The only thing that makes OCaml more “functional” than e.g. Dart, Java, or Rust is that it supports tail calls. While having tail calls is important for functional programming, I would happily give up on tail calls if that means not having the problems listed above.
When you mix imperative and functional styles tail calls become less important. For example, I don’t have to implement a stream map function in Dart with a tail call to map the rest of the stream, I can just use a while or for loop.
In my opinion there is no reason to use OCaml in a new project in 2023.
You might want to make it clearer that this is a literal quote from the last paragraph of the article. Are you posting this because you agree/disagree?
An interface allows you to pass different "structures" to the same function so long as they adhere to the same spec. In Ocaml this is accomplished through modules, functors, and module signatures. Ocaml's module signature can play the same exact role as interfaces in Haskell, Rust or F#.
The module system is arguably more expressive than what can be accomplished to interfaces. To give an example, Ocaml suffers from the same problem as rust does with having two standard implementations of a async runtime. Just like rusts: tokio and async-std, ocaml has Lwt, Async, (and newly added to the mix Eio).

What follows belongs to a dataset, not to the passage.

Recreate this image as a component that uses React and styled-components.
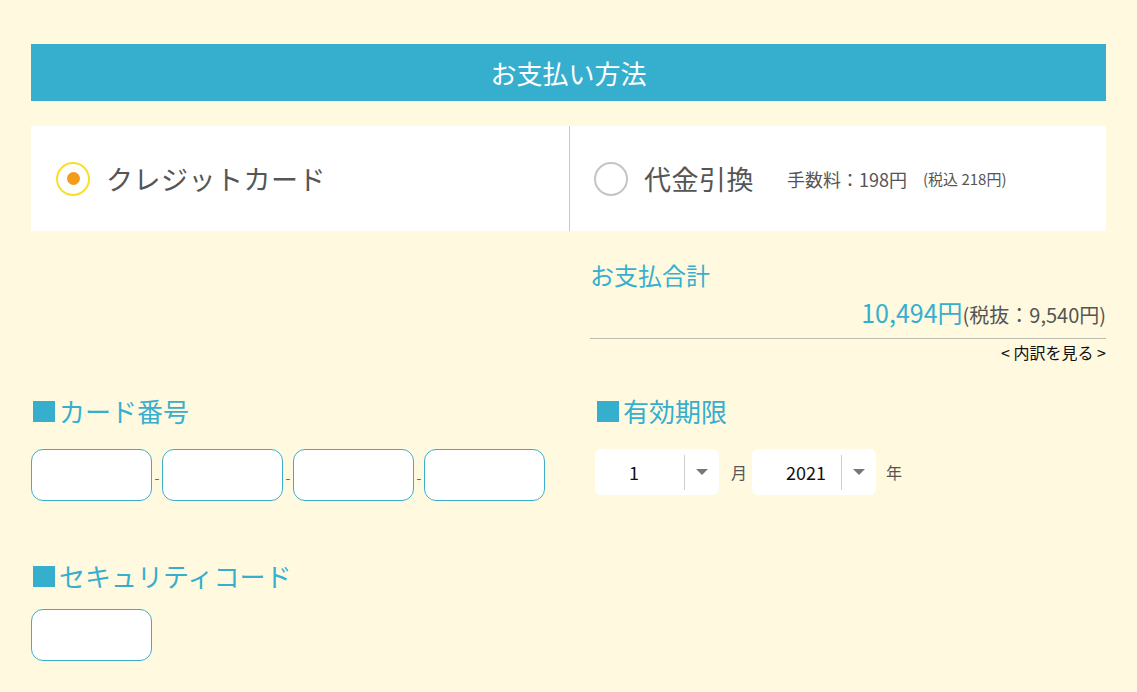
import React from 'react';
import styled, { createGlobalStyle } from 'styled-components';

const BLUE = '#36afcf';

const GlobalStyle = createGlobalStyle`
  html, body {
    margin: 0;
    padding: 0;
    background: #fffadf;
    font-family: "Noto Sans CJK JP", "Noto Sans", sans-serif;
  }
`;

const Page = styled.div`
  padding: 44px 31px 40px;
`;

const Header = styled.div`
  height: 57px;
  background: ${BLUE};
  color: #fff;
  font-size: 26px;
  display: flex;
  align-items: center;
  justify-content: center;
`;

const PaymentBox = styled.div`
  margin-top: 25px;
  height: 105px;
  background: #fff;
  display: grid;
  grid-template-columns: 538px 1fr;
`;

const PayOption = styled.label`
  display: flex;
  align-items: center;
  padding-left: ${props => (props.divided ? '24px' : '25px')};
  border-left: ${props => (props.divided ? '1px solid #c8c8c8' : 'none')};
  color: #555;
  cursor: pointer;
`;

const Radio = styled.span`
  width: 34px;
  height: 34px;
  box-sizing: border-box;
  border-radius: 50%;
  border: 2px solid ${props => (props.checked ? '#f8df2a' : '#c4c4c4')};
  display: flex;
  align-items: center;
  justify-content: center;
  flex-shrink: 0;

  &::after {
    content: '';
    display: ${props => (props.checked ? 'block' : 'none')};
    width: 13px;
    height: 13px;
    border-radius: 50%;
    background: #f59b1b;
  }
`;

const OptionLabel = styled.span`
  font-size: 27px;
  margin-left: 16px;
  letter-spacing: 0.5px;
`;

const Fee = styled.span`
  font-size: 18px;
  margin-left: 33px;
`;

const FeeNote = styled.span`
  font-size: 15px;
  margin-left: 16px;
`;

const Columns = styled.div`
  display: grid;
  grid-template-columns: 538px 1fr;
  column-gap: 0;
`;

const TotalBlock = styled.div`
  grid-column: 2;
  padding-left: 21px;
  margin-top: 26px;
`;

const TotalTitle = styled.div`
  color: ${BLUE};
  font-size: 24px;
  line-height: 36px;
`;

const TotalRow = styled.div`
  display: flex;
  justify-content: flex-end;
  align-items: baseline;
  line-height: 38px;
  padding-bottom: 4px;
  border-bottom: 1px solid #bdbdb0;
`;

const TotalAmount = styled.span`
  color: ${BLUE};
  font-size: 25px;
`;

const TotalTax = styled.span`
  color: #555;
  font-size: 20px;
`;

const DetailLink = styled.a`
  display: block;
  text-align: right;
  font-size: 16px;
  color: #111;
  line-height: 26px;
  text-decoration: none;
`;

const Field = styled.div`
  margin-top: ${props => props.top || '0px'};
  padding-left: ${props => props.indent || '0px'};
`;

const FieldTitle = styled.div`
  color: ${BLUE};
  font-size: 26px;
  line-height: 36px;
  display: flex;
  align-items: center;

  &::before {
    content: '';
    width: 22px;
    height: 21px;
    background: ${BLUE};
    margin: 0 4px 0 2px;
  }
`;

const InputRow = styled.div`
  display: flex;
  align-items: center;
  margin-top: ${props => props.top || '20px'};
`;

const CardInput = styled.input`
  width: 121px;
  height: 52px;
  box-sizing: border-box;
  border: 1px solid #3aaecb;
  border-radius: 12px;
  background: #fff;
  outline: none;
  font-size: 18px;
  padding: 0 10px;
`;

const Dash = styled.span`
  width: 10px;
  text-align: center;
  color: #666;
  font-size: 14px;
  margin-top: 4px;
`;

const Select = styled.div`
  width: 124px;
  height: 46px;
  background: #fff;
  border-radius: 6px;
  display: flex;
  align-items: center;
`;

const SelectValue = styled.span`
  flex: 1;
  padding-left: 34px;
  font-size: 18px;
  color: #111;
`;

const SelectArrow = styled.span`
  width: 34px;
  height: 35px;
  border-left: 1px solid #cfcfcf;
  display: flex;
  align-items: center;
  justify-content: center;

  &::after {
    content: '';
    border-left: 6px solid transparent;
    border-right: 6px solid transparent;
    border-top: 6px solid #777;
  }
`;

const Unit = styled.span`
  font-size: 16px;
  color: #555;
  margin: 0 ${props => props.right || '0px'} 0 ${props => props.left || '0px'};
`;

const App = () => {
  return (
    <>
      <GlobalStyle />
      <Page>
        <Header>お支払い方法</Header>

        <PaymentBox>
          <PayOption>
            <Radio checked />
            <OptionLabel>クレジットカード</OptionLabel>
          </PayOption>
          <PayOption divided>
            <Radio />
            <OptionLabel>代金引換</OptionLabel>
            <Fee>手数料：198円</Fee>
            <FeeNote>(税込 218円)</FeeNote>
          </PayOption>
        </PaymentBox>

        <Columns>
          <TotalBlock>
            <TotalTitle>お支払合計</TotalTitle>
            <TotalRow>
              <TotalAmount>10,494円</TotalAmount>
              <TotalTax>(税抜：9,540円)</TotalTax>
            </TotalRow>
            <DetailLink href="#">&lt; 内訳を見る &gt;</DetailLink>
          </TotalBlock>
        </Columns>

        <Columns>
          <Field top="28px">
            <FieldTitle>カード番号</FieldTitle>
            <InputRow>
              <CardInput />
              <Dash>-</Dash>
              <CardInput />
              <Dash>-</Dash>
              <CardInput />
              <Dash>-</Dash>
              <CardInput />
            </InputRow>
          </Field>
          <Field top="28px" indent="26px">
            <FieldTitle>有効期限</FieldTitle>
            <InputRow>
              <Select>
                <SelectValue>1</SelectValue>
                <SelectArrow />
              </Select>
              <Unit left="12px" right="5px">月</Unit>
              <Select>
                <SelectValue>2021</SelectValue>
                <SelectArrow />
              </Select>
              <Unit left="10px">年</Unit>
            </InputRow>
          </Field>
          <Field top="57px">
            <FieldTitle>セキュリティコード</FieldTitle>
            <InputRow top="15px">
              <CardInput />
            </InputRow>
          </Field>
        </Columns>
      </Page>
    </>
  );
};

export default App;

Whereas in rust most libraries just implement one of these systems, and you'll have to use compiler directives to support both. Ocaml's module system means that you can describe the async runtime as a signature and make your entire library generic to the async runtime it runs on top of. Most of the well-used libraries do this, and so you don't have to worry too much about which runtime you decide to use.
Clearly, a language that can do that must have in some place a system that can replace interfaces.